There is absolutely nothing wrong with using local branded smartphones. They’re more affordable and they offer unbelievable value for money.
A few weeks ago we decided to do a short experiment. We ditched our international flagship smartphones — the iPhone 5, Samsung Galaxy S4 Active, and the Sony Xperia Z Ultra. In lieu of these devices we armed ourselves with the different local flagship smartphones (used them alternatively just transferring back-up via Google) which included the MyPhone Iceberg, the Starmobile Knight, the Cherry Mobile Omega HD 2.0, and the Cloudfone Thrill 450Q. These devices were all priced in the Php8,000-12,000 range which means their almost a third of the SRP of the global brands.
After a week here’s the summary of our findings:
What we missed
- Really good camera
What we didn’t miss
- Everything else
Almost everything we usually did with our previous handsets we could do with the local brands. Be it social networking, gaming, reading, watching movies, listening to music, and taking photos. For gaming all of our usual fixes, which included Minion Rush, Zombie Wood, and Dead Trigger, could be played with no problem on the the local phones. Our favorite gaming device turned out to be a toss up between the MyPhone Iceberg and the Cherry Mobile Omega HD 2.0.
Basic and core functions like telephony were all smooth and flawless. Call reception and quality were also great! In short the internals of local brands have leveled up tremendously to a point where they can almost match whatever the high-end Androids of international brands can offer. Sure in the Antutu Benchmark they’re at 20,000 and the locals are at 13,000 but here’s a really good question we want to throw to you guys:
What difference does the 7,000 really make?
Until we see relevant apps that will take advantage of all that processing power the answer is… none.
We will concede though that when it comes to optics the international smartphones, most noticeably the iPhone 5 and the Lenovo K900, are still very much ahead of local alternatives. The Starmobile Knight though is really competitive when it comes to picture quality.

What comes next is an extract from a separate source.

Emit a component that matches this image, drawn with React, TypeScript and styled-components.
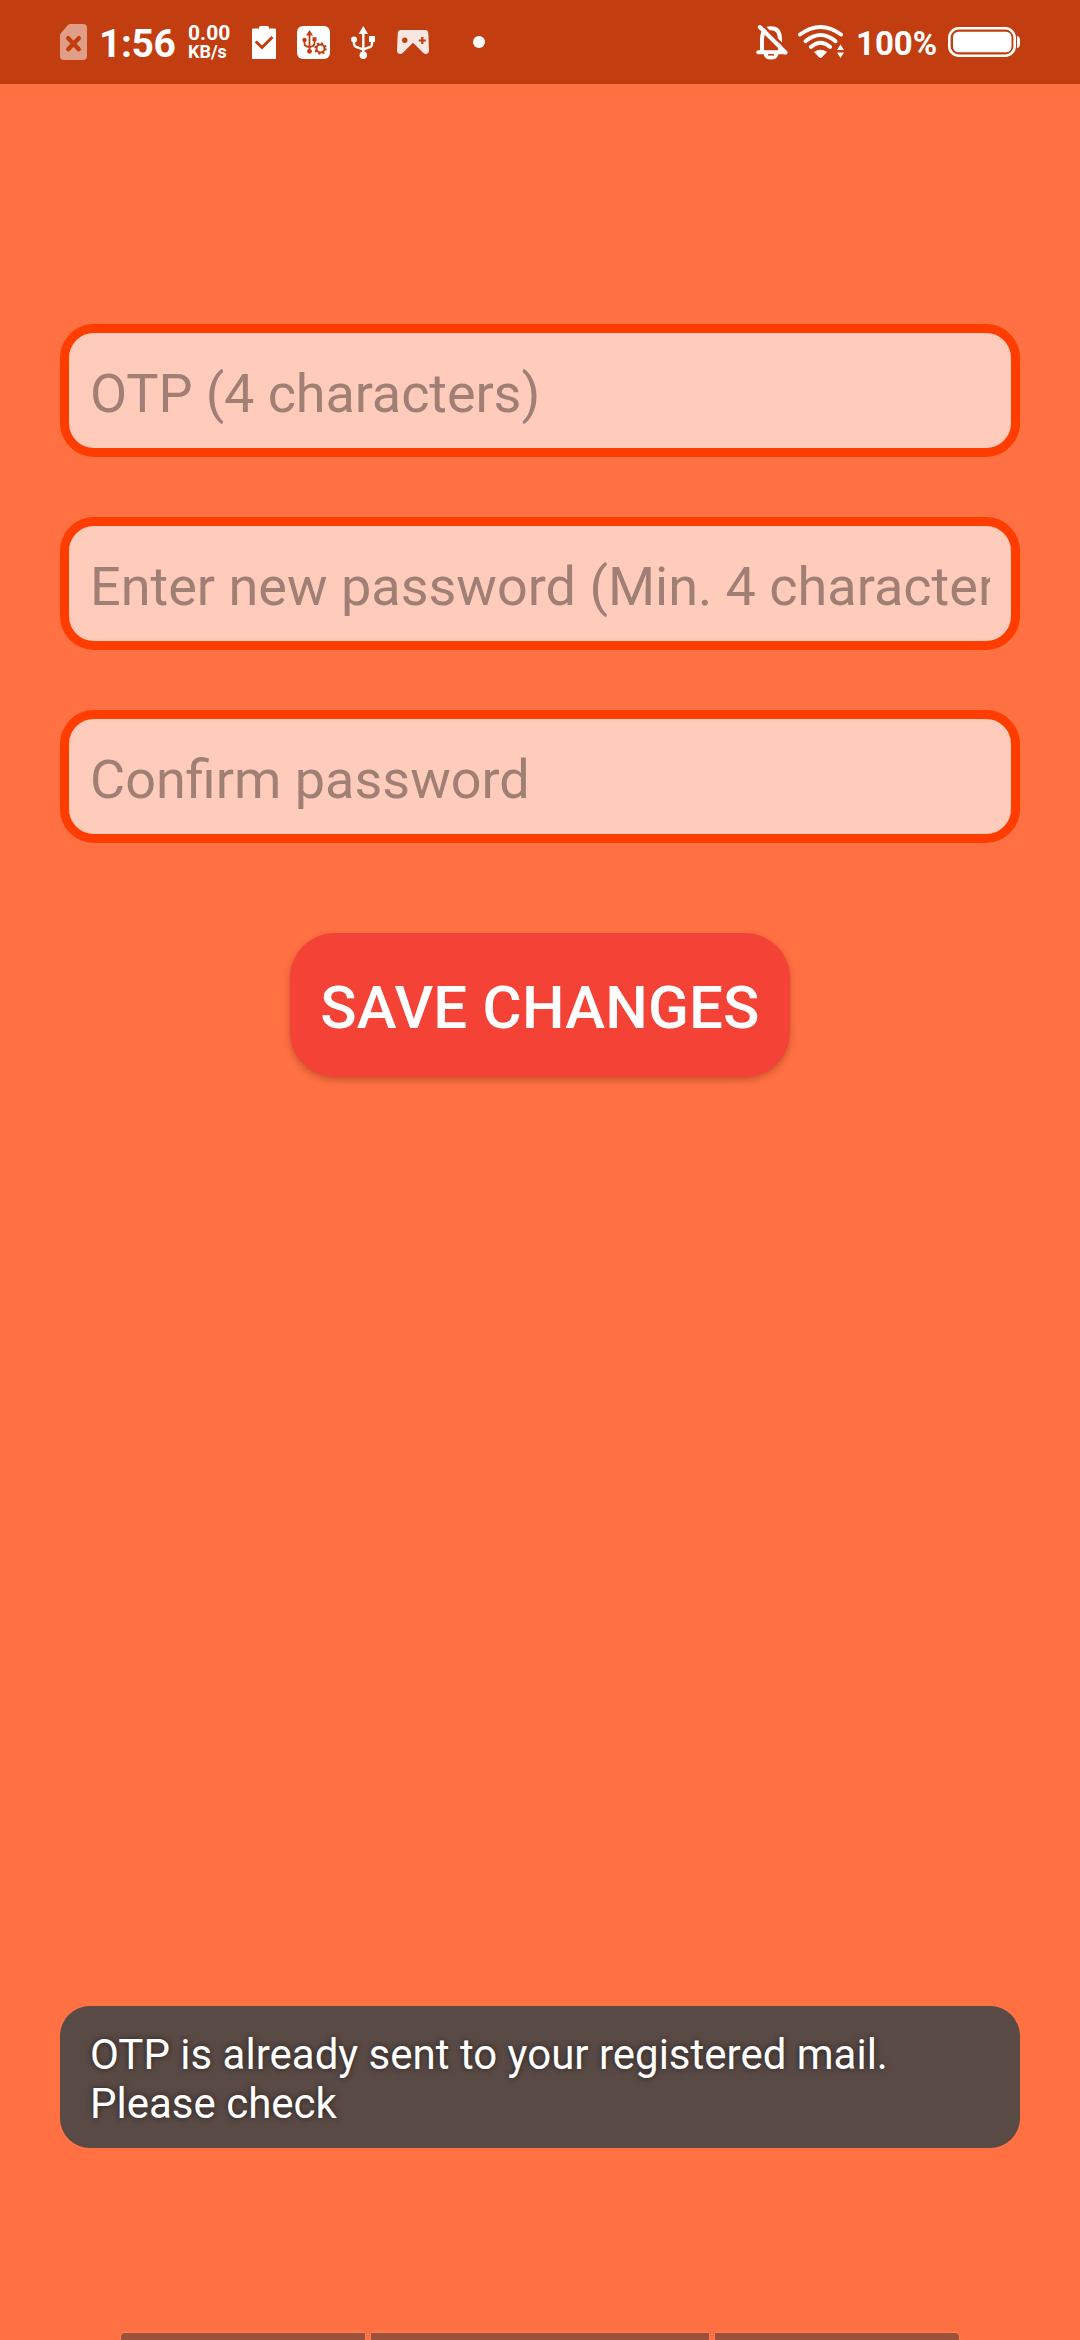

If there’s one thing REALLY missing with local brands it’s LTE connectivity. Smart has successfully hooked us on the ridiculous speeds of LTE. It’s like a drug that we just can’t stop using, hahaha! However there are workarounds to not having LTE. There’s always WiFi at home, at the office, or in a lot of business establishments already. When the day comes though that local brands manage to get LTE connectivity and maybe level up the quality of their optics (maybe a few more notches up from the SM Knight) and KEEP THEIR PRICES LOW, they will dominate on a completely different level.
Folks, there is nothing wrong with using local brands — if you research well and keep the warranty card. Always wait for techies, bloggers, and others to try them out first to make sure what you will buy will have the lasting power that you deserve. There’s no shame in pulling out a MyPhone, Starmobile, Cloudfone, Cherry Mobile, Arc Mobile, Torque, SK Mobile, etc. handset out when you’re with friends all using international brands. Heck you should even feel good because you saved money (and money is hard to come by).

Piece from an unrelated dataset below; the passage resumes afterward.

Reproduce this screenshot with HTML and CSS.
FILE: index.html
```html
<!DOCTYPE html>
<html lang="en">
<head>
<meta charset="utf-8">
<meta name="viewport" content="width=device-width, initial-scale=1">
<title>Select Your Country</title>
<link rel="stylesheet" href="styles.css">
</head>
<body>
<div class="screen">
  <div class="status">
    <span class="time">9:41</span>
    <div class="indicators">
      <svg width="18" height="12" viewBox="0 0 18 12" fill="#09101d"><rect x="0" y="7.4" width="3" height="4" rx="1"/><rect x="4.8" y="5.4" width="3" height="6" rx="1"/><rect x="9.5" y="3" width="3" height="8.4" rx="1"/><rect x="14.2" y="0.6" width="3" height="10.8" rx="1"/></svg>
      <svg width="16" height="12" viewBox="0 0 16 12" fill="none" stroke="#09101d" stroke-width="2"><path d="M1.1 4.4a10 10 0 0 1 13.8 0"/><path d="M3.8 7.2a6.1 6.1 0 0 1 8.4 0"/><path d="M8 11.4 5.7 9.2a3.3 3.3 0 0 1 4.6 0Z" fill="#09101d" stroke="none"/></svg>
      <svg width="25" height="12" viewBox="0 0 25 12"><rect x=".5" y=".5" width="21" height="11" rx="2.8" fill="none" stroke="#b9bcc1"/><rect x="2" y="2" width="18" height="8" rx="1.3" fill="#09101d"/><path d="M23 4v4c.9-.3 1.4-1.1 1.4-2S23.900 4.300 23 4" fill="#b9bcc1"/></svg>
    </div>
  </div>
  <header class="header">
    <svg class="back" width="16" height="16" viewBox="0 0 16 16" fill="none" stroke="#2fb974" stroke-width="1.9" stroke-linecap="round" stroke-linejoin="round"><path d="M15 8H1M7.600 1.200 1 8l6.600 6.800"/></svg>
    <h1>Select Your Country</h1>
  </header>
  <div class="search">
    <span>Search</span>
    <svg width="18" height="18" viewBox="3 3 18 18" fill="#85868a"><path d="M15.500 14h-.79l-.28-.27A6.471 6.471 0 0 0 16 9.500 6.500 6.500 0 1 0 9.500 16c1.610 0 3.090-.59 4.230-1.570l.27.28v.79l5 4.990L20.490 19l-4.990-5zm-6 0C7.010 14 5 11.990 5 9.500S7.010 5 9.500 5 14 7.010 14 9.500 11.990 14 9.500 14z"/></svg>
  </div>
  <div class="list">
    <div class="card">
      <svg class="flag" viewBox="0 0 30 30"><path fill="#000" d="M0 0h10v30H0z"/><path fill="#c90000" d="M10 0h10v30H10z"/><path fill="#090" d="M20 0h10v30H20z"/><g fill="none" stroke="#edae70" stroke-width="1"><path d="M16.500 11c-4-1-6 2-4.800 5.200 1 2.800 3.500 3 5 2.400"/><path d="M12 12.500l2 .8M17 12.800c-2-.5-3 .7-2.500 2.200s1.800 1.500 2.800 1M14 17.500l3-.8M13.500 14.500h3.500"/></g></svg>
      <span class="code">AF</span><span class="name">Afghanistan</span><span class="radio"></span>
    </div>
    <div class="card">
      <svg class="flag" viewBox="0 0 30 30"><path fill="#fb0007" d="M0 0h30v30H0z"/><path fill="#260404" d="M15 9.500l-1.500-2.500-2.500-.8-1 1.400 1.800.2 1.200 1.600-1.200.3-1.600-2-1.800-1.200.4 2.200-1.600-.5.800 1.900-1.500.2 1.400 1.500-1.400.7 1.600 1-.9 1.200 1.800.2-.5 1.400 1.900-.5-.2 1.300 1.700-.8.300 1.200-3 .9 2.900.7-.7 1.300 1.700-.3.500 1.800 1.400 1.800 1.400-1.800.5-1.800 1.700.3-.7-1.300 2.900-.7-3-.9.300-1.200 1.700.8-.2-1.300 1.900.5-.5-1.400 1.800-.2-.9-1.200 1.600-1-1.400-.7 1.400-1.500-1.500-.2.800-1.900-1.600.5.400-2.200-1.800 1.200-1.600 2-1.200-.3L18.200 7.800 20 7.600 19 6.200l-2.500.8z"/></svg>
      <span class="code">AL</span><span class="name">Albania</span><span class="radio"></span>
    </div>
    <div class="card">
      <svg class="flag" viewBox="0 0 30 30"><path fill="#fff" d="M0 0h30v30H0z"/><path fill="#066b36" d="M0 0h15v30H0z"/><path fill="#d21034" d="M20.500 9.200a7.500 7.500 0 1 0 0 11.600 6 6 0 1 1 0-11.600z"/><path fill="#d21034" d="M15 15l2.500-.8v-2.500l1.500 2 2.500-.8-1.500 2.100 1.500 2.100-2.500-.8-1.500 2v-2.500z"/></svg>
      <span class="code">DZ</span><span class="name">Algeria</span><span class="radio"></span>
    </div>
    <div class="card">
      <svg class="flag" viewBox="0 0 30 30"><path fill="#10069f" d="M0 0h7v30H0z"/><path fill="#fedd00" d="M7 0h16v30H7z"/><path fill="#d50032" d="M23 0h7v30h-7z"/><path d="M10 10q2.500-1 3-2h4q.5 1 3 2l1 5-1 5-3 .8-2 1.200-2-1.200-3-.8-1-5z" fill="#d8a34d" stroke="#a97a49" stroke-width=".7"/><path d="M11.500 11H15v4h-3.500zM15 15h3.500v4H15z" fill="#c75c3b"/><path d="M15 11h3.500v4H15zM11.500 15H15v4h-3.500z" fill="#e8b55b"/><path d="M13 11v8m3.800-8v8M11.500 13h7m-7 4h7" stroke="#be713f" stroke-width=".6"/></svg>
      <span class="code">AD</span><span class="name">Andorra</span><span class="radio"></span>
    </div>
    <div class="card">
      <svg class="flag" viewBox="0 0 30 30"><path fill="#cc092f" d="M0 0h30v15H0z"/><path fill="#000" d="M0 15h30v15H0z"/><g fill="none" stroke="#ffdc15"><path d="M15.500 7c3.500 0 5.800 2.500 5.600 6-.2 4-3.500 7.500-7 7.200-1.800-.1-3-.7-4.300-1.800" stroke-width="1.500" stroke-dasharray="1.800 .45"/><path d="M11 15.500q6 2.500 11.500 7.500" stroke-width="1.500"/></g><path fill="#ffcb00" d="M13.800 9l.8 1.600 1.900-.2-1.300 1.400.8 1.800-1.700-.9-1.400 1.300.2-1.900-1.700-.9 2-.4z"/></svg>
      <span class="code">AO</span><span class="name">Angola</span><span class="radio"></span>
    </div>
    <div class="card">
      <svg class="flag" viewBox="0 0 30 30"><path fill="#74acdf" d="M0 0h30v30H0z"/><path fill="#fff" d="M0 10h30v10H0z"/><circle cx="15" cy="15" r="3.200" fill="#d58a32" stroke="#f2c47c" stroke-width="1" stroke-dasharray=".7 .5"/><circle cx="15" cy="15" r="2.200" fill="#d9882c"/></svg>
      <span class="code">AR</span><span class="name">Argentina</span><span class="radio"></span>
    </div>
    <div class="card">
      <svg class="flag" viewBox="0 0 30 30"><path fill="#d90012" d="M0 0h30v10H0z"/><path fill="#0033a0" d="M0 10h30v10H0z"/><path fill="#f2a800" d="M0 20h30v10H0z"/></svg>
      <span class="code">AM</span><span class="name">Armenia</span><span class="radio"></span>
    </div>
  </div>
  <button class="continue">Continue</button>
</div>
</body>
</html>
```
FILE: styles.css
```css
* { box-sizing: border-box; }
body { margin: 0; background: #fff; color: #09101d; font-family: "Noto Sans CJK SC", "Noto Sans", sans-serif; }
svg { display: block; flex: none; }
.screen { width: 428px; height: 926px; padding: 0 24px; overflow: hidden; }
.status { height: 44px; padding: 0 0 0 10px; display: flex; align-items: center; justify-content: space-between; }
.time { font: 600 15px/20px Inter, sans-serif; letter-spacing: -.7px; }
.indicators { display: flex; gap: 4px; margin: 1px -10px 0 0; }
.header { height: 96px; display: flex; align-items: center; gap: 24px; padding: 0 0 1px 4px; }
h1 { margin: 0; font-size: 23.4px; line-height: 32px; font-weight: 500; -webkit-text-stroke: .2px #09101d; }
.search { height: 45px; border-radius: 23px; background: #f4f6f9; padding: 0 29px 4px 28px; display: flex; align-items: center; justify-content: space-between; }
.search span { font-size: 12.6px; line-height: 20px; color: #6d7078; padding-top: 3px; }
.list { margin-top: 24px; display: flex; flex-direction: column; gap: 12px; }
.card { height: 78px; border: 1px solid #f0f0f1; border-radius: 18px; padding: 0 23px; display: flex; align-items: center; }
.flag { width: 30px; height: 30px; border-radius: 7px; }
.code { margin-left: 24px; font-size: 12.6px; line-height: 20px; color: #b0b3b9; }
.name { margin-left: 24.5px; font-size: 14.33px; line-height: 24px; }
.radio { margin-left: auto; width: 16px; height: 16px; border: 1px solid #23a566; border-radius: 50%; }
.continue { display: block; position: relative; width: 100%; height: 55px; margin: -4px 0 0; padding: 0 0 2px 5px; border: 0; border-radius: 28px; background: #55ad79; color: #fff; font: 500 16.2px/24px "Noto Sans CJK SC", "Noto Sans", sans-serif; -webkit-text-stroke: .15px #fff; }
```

Note that we’re not trying to paint international brands in a bad way. We just want to debunk and break the mentality of a lot of people we’ve come across that feel that using local brands is a sign of being “cheap”. To that we say this:
What phone we use does not represent our net worth or value.
Some of the richest people we know still use a clunky Nokia with the alphanumerical keypad.
Be practical friends. If you can’t afford an iPhone, don’t get one. There’s nothing wrong with the local alternatives. Be wise with your money!